The situation, he said, made it extremely difficult to obtain foreign exchange to run the airline, which has the largest fleet in the country, adding, the bad economy also affected some other companies in the country, which rely on forex to sustain their operations.

Okon observed that currently, no Nigerian airline is benefitting properly from the bilateral agreement Nigeria signed with other countries; rather the government has given away all the routes to foreign airlines at the detriment of Nigeria’s interest.

He remarked that the economic and social consequences of government of not supporting Arik and other airlines in the industry are what the country is experiencing today- job losses, the weakening of the value of naira etc. He recalled that Arik was selling tickets for international destinations in naira whereas foreign airlines continued to demand for dollars.

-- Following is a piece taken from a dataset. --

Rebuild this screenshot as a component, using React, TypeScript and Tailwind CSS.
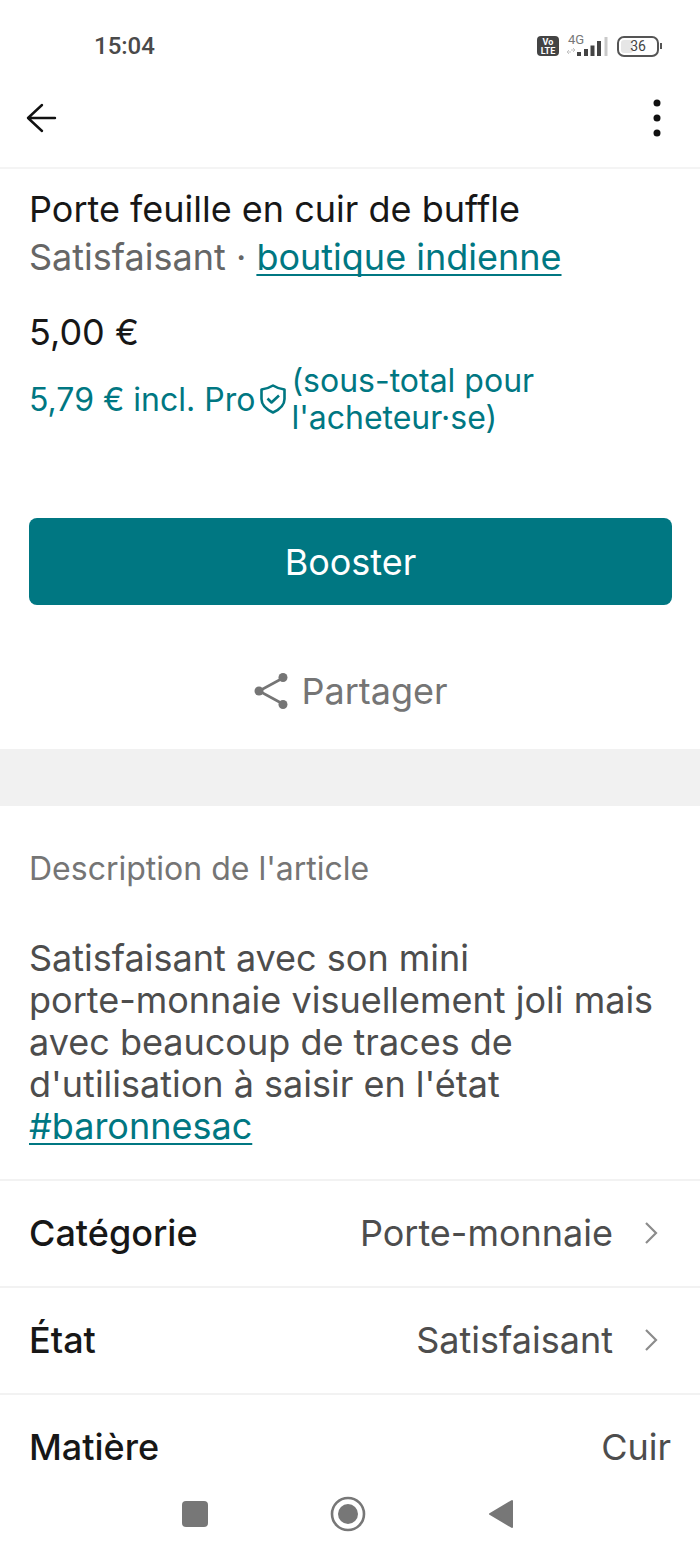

Furthermore, he stated that Arik had 2,600 staff against the foreign airlines that have at most 10 Nigerian staff.

According to him, in other societies, government would have stepped in to save the airline by providing it and others support, knowing that the economic problem was a national issue, but instead, it forcefully took Arik over and today the airline is operating at less than 40per cent of its capacity.

However, Okon noted that AMCON management is striving to keep the airline operating but at very low capacity, with most of the aircraft due for maintenance. He stated that at the 11th year of the airline, the former management had planned to bring in new aircraft from Boeing, the B737 MAX to take over from the existing ones while the later would go for proper maintenance.

He said this was supposed to be the fleet renewal strategy of the airline, as its desire was to maintain young fleet in its operations.

“The stakeholders are gearing for a rebirth of the airline. Eight aircraft are ripe for heavy checks. They are there parked and wasting away. They have degraded the maintenance culture of the company because we take the aircraft to European Aviation Safety Agency (EASA) rated maintenance facility, but we heard they now take them to Lithuania facility, where the maintenance cost is cheap but even at that, they cannot even pay for the aircraft they have taken out,” he said.

Senator Okon remarked: “The Nigerian government is always too willing to cut deals with foreign airlines and give our market away. Our country is losing so much for the selfish interest of a few.”